To analyze the logic of capital facility planning, the rate of urban growth is initially viewed as exogenous, and local governments must choose the timing and sizing of investments in infrastructure. The model is then extended to include a fee which, under a balanced-budget constraint, must equal the average cost of providing the public service. In this model, therefore, the rate of growth is endogenous, and influenced by the timing and sizing of investments in infrastructure. When the balanced-budget constraint is relaxed, local governments are able to manage urban growth by setting the public service fee. In this model local governments maximize social welfare by making timely investment in infrastructure and by pricing the public service at marginal cost. The model reveals that the optimum rate of urban growth varies over time if investments in infrastructure are lumpy. To achieve efficiency in the utilization of infrastructure, local governments should set the public service fee so as to encourage urban growth when there is excessive infrastructure capacity and to discourage urban growth when capacity is diminished.

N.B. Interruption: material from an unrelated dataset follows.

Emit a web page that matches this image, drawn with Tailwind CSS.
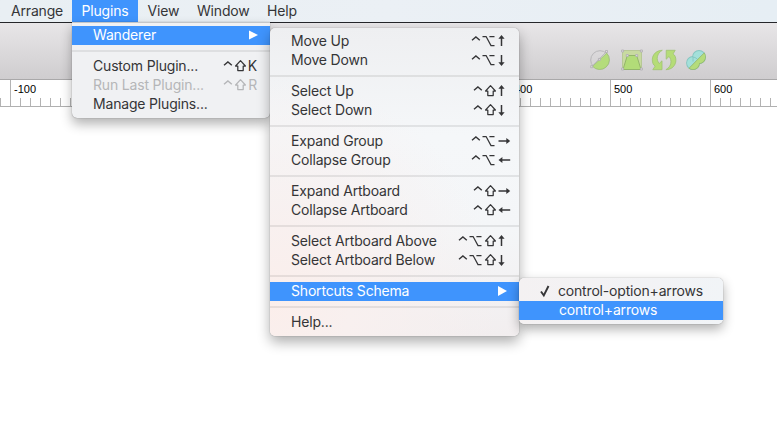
<!DOCTYPE html>
<html lang="en">
<head>
<meta charset="utf-8">
<title>Plugins menu</title>
<script src="https://cdn.jsdelivr.net/npm/@tailwindcss/browser@4"></script>
</head>
<body class="w-[777px] h-[423px] overflow-hidden bg-white relative font-[Inter,sans-serif] text-[14px] tracking-[-0.18px] leading-[17px] text-[#353537]">
<svg width="0" height="0" class="absolute">
  <defs>
    <g id="ctrl" fill="none" stroke="currentColor" stroke-width="1.4"><path d="M1 8.300 4.900 4.900 8.800 8.300"/></g>
    <g id="opt" fill="none" stroke="currentColor" stroke-width="1.25"><path d="M.5 4.500H4.100L9 13.500H12.500M7.400 4.500H12.500"/></g>
    <g id="shift" fill="none" stroke="currentColor" stroke-width="1.25" stroke-linejoin="round"><path d="M5.500 3.700.6 9H2.800V13.500H8.200V9H10.400Z"/></g>
    <g id="up"><path d="M3.500 14V5" fill="none" stroke="currentColor" stroke-width="1.500"/><path d="M3.500 3 6.600 6.800H.4Z" fill="currentColor"/></g>
    <g id="down"><path d="M3.500 4V13" fill="none" stroke="currentColor" stroke-width="1.500"/><path d="M3.500 15 6.600 11.200H.4Z" fill="currentColor"/></g>
    <g id="right"><path d="M0 9H10" fill="none" stroke="currentColor" stroke-width="1.500"/><path d="M11.700 9 7.800 6V12Z" fill="currentColor"/></g>
    <g id="left"><path d="M1.500 9H11.700" fill="none" stroke="currentColor" stroke-width="1.500"/><path d="M0 9 3.900 6V12Z" fill="currentColor"/></g>
  </defs>
</svg>

<div class="flex flex-col">
  <header class="h-[23px] flex bg-linear-to-r from-[#e9eff3] via-[#ebf0f5] to-[#e6eef4] border-b border-[#25262a] leading-[22px]">
    <span class="w-[72px] pl-[11px]">Arrange</span>
    <span class="w-[66px] pl-[9.5px] bg-[#3f94fd] text-white">Plugins</span>
    <span class="w-[59px] pl-[9.5px]">View</span>
    <span class="w-[70px]">Window</span>
    <span>Help</span>
  </header>
  <div class="h-[57px] bg-linear-to-b from-[#e8e6e8] to-[#cfcdcf] border-b border-[#a9a8a9] flex items-start pl-[589px] pt-[26px] gap-[9px]">
    <!-- Edit -->
    <svg width="22" height="22" viewBox="0 0 22 22"><circle cx="11" cy="11" r="9.300" fill="none" stroke="#b8b7ba"/><path d="M3.500 17.300 17.800 4.200A9.500 9.500 0 1 1 3.500 17.300Z" fill="#b4dc7b" stroke="#9cc072" stroke-width=".8"/><path d="M2.700 17.700 17.300 2.800" stroke="#b4b3b8" stroke-width=".9"/><g fill="#e2e0e2" stroke="#aeacb1" stroke-width=".8"><path d="M1.700 16.700h2v2h-2zM16.500 1.500h2v2h-2zM9.400 9.400h2v2h-2z"/></g></svg>
    <!-- Transform -->
    <svg width="24" height="22" viewBox="0 0 24 22"><path d="M2.500 1.500H21.500V20.500H2.500Z" fill="#c8daa0" stroke="#b4c692" stroke-width=".9"/><path d="M3 20.500 7.300 6.500H16.700L21 20.500Z" fill="#b2dc78" stroke="#8fb167" stroke-width=".9"/><g fill="#e2e0e2" stroke="#aeacb1" stroke-width=".8"><path d="M1.600 1h2v2h-2zM20.400 1h2v2h-2zM1.600 19h2v2h-2zM20.400 19h2v2h-2zM6.300 5.500h2v2h-2zM15.700 5.500h2v2h-2z"/></g></svg>
    <!-- Rotate -->
    <svg width="26" height="22" viewBox="0 0 26 22" class="-ml-[2px]" fill="#b5dc77" stroke="#a0c272" stroke-width=".8" stroke-linejoin="round"><path d="M11.300 1.300C5.500 1.300 1.300 5.500 1.300 10.800c0 3 1 5 2.800 6.400L1.800 20.700H11V11.800L8.200 14.500C5 11 5.500 4.500 11.300 1.300Z"/><path d="M14.900 20.700C20.700 20.700 24.900 16.500 24.900 11.200c0-3-1-5-2.800-6.400L24.200 1.300H15.200V10.200L18 7.500C21.200 11 20.700 17.500 14.900 20.700Z"/></svg>
    <!-- Mask -->
    <svg width="22" height="22" viewBox="0 0 22 22" class="-ml-[1px]">
      <clipPath id="lower"><path d="M2 21.300 22 1V22H2Z"/></clipPath>
      <g fill="#84c6c1"><circle cx="14" cy="8" r="6.900"/><circle cx="8" cy="14" r="6.900"/></g>
      <g fill="#a3e0da"><circle cx="14" cy="8" r="6"/><circle cx="8" cy="14" r="6"/></g>
      <path d="M7.600 8A6.500 6.500 0 0 1 14 14.400" fill="none" stroke="#84c6c1" stroke-width=".9"/>
      <path d="M8 12.500V7.700" fill="none" stroke="#84c6c1" stroke-width=".9"/>
      <g clip-path="url(#lower)"><g fill="#94b86c"><circle cx="14" cy="8" r="6.900"/><circle cx="8" cy="14" r="6.900"/></g><g fill="#b4dc7b"><circle cx="14" cy="8" r="6.200"/><circle cx="8" cy="14" r="6.200"/></g></g>
      <path d="M4 19.300 19.300 3.800" stroke="#94b87c" stroke-width=".8"/>
    </svg>
  </div>
  <div class="h-[27px] border-b border-[#b0b0b0] bg-white overflow-hidden font-['Liberation_Sans',sans-serif] text-[11px] tracking-normal leading-[19px] text-black">
    <svg width="777" height="26" class="block" shape-rendering="crispEdges">
      <defs>
        <pattern id="minor" width="10" height="26" patternUnits="userSpaceOnUse"><path d="M0 18h1v8H0z" fill="#b3b3b3"/></pattern>
        <pattern id="major" x="10" width="100" height="26" patternUnits="userSpaceOnUse"><path d="M0 0h1v26H0z" fill="#b3b3b3"/></pattern>
      </defs>
      <rect width="777" height="26" fill="url(#minor)"/><rect width="777" height="26" fill="url(#major)"/>
      <g fill="#000"><text x="14" y="13">-100</text><text x="514" y="13">400</text><text x="614" y="13">500</text><text x="714" y="13">600</text></g>
    </svg>
  </div>
</div>

<!-- Plugins menu -->
<nav class="absolute left-[72px] top-[22px] w-[198px] h-[96px] pt-[4px] rounded-b-[5px] bg-[#f0f1f3] border-t border-[#c4c6c9] shadow-[0_0_1px_rgba(0,0,0,.5),0_6px_12px_rgba(0,0,0,.3)]">
  <div class="-mt-px h-[19px] pb-[2px] bg-[#3f94fd] text-white flex items-center pl-[21px] pr-[12px] justify-between"><span>Wanderer</span><svg width="9" height="10"><path d="M0 .5 9 5 0 9.500Z" fill="#fff"/></svg></div>
  <div class="h-[12px] pt-[5px]"><div class="h-[2px] bg-[#dedfe1]"></div></div>
  <div class="h-[19px] flex pl-[21px] pr-[13px] justify-between"><span>Custom Plugin...</span><span class="flex"><svg width="25" height="19"><use href="#ctrl"/><use href="#shift" x="12"/></svg>K</span></div>
  <div class="h-[19px] flex pl-[21px] pr-[13px] justify-between text-[#b5b6b8]"><span>Run Last Plugin...</span><span class="flex"><svg width="25" height="19"><use href="#ctrl"/><use href="#shift" x="12"/></svg>R</span></div>
  <div class="h-[19px] flex pl-[21px]"><span>Manage Plugins...</span></div>
</nav>

<!-- Wanderer submenu -->
<nav class="absolute left-[270px] top-[28px] w-[249px] h-[308px] py-[4px] rounded-[5px] bg-[radial-gradient(circle_at_0_90%,#fbeeeb_0,#f8f0ef_80px,transparent_230px),linear-gradient(#eeeff1,#f5f7f9_35%,#f4f6f8_65%,#f2eeef)] shadow-[0_0_1px_rgba(0,0,0,.55),0_6px_13px_rgba(0,0,0,.32)]">
  <div class="h-[19px] flex pl-[21px] justify-between"><span>Move Up</span><svg width="48" height="19"><use href="#ctrl"/><use href="#opt" x="11"/><use href="#up" x="27"/></svg></div>
  <div class="h-[19px] flex pl-[21px] justify-between"><span>Move Down</span><svg width="48" height="19"><use href="#ctrl"/><use href="#opt" x="11"/><use href="#down" x="27"/></svg></div>
  <div class="h-[12px] pt-[5px]"><div class="h-[2px] bg-black/8"></div></div>
  <div class="h-[19px] flex pl-[21px] justify-between"><span>Select Up</span><svg width="48" height="19"><use href="#ctrl" x="2"/><use href="#shift" x="14"/><use href="#up" x="27"/></svg></div>
  <div class="h-[19px] flex pl-[21px] justify-between"><span>Select Down</span><svg width="48" height="19"><use href="#ctrl" x="2"/><use href="#shift" x="14"/><use href="#down" x="27"/></svg></div>
  <div class="h-[12px] pt-[5px]"><div class="h-[2px] bg-black/8"></div></div>
  <div class="h-[19px] flex pl-[21px] justify-between"><span>Expand Group</span><svg width="48" height="19"><use href="#ctrl"/><use href="#opt" x="11"/><use href="#right" x="27.500"/></svg></div>
  <div class="h-[19px] flex pl-[21px] justify-between"><span>Collapse Group</span><svg width="48" height="19"><use href="#ctrl"/><use href="#opt" x="11"/><use href="#left" x="27.500"/></svg></div>
  <div class="h-[12px] pt-[5px]"><div class="h-[2px] bg-black/8"></div></div>
  <div class="h-[19px] flex pl-[21px] justify-between"><span>Expand Artboard</span><svg width="48" height="19"><use href="#ctrl" x="2"/><use href="#shift" x="14"/><use href="#right" x="27.500"/></svg></div>
  <div class="h-[19px] flex pl-[21px] justify-between"><span>Collapse Artboard</span><svg width="48" height="19"><use href="#ctrl" x="2"/><use href="#shift" x="14"/><use href="#left" x="27.500"/></svg></div>
  <div class="h-[12px] pt-[5px]"><div class="h-[2px] bg-black/8"></div></div>
  <div class="h-[19px] flex pl-[21px] justify-between"><span>Select Artboard Above</span><svg width="61" height="19"><use href="#ctrl"/><use href="#opt" x="11"/><use href="#shift" x="27"/><use href="#up" x="40"/></svg></div>
  <div class="h-[19px] flex pl-[21px] justify-between"><span>Select Artboard Below</span><svg width="61" height="19"><use href="#ctrl"/><use href="#opt" x="11"/><use href="#shift" x="27"/><use href="#down" x="40"/></svg></div>
  <div class="h-[12px] pt-[5px]"><div class="h-[2px] bg-black/8"></div></div>
  <div class="h-[19px] pb-[2px] bg-[#3f94fd] text-white flex items-center pl-[21px] pr-[12px] justify-between"><span>Shortcuts Schema</span><svg width="9" height="10"><path d="M0 0 9 5 0 10Z" fill="#fff"/></svg></div>
  <div class="h-[12px] pt-[5px]"><div class="h-[2px] bg-black/8"></div></div>
  <div class="h-[19px] flex pl-[21px]"><span>Help...</span></div>
</nav>

<!-- Shortcuts schema submenu -->
<nav class="absolute left-[519px] top-[278px] w-[204px] h-[46px] py-[4px] rounded-[5px] bg-linear-to-r from-[#f4f1f2] to-[#f1f4f7] shadow-[0_0_1px_rgba(0,0,0,.55),0_5px_12px_rgba(0,0,0,.32)]">
  <div class="h-[19px] flex pl-[21px]"><svg width="18" height="19"><path d="M1 9.500 3.800 13.500 8.500 4" fill="none" stroke="currentColor" stroke-width="1.900"/></svg><span>control-option+arrows</span></div>
  <div class="h-[19px] flex pl-[40px] bg-[#3f94fd] text-white"><span>control+arrows</span></div>
</nav>
</body>
</html>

To develop the logic of urban growth boundaries, local governments who make lumpy infrastructure investments are prevented from pricing the public service at marginal cost. Under this assumption, UGBs serve as an alternative instrument for managing the rate of urban growth. In the first model of UGBs, the level of infrastructure is fixed, the public service is priced at average cost, and the planning horizon is finite. This model demonstrates that under certain parameter values, UGBs can increase social welfare and that such UGBs exist, are unique, and durable. Examining the impacts of lumpy investments in infrastructure on the UGBs results in the four strategies that local governments can use to manage urban growth. In subsequent models local governments make lumpy infrastructure investments and impose urban growth boundaries recursively. The different orders of the recursive process yield different recursive models such as Capacity-Boundary vs. Boundary-Capacity models. Finally models integrating the capital facility plans and UGBs are developed, based on an assumption that local governments make good use of all available instruments at the same time to maximize social welfare. The properties of these models are illustrated using numerical simulations.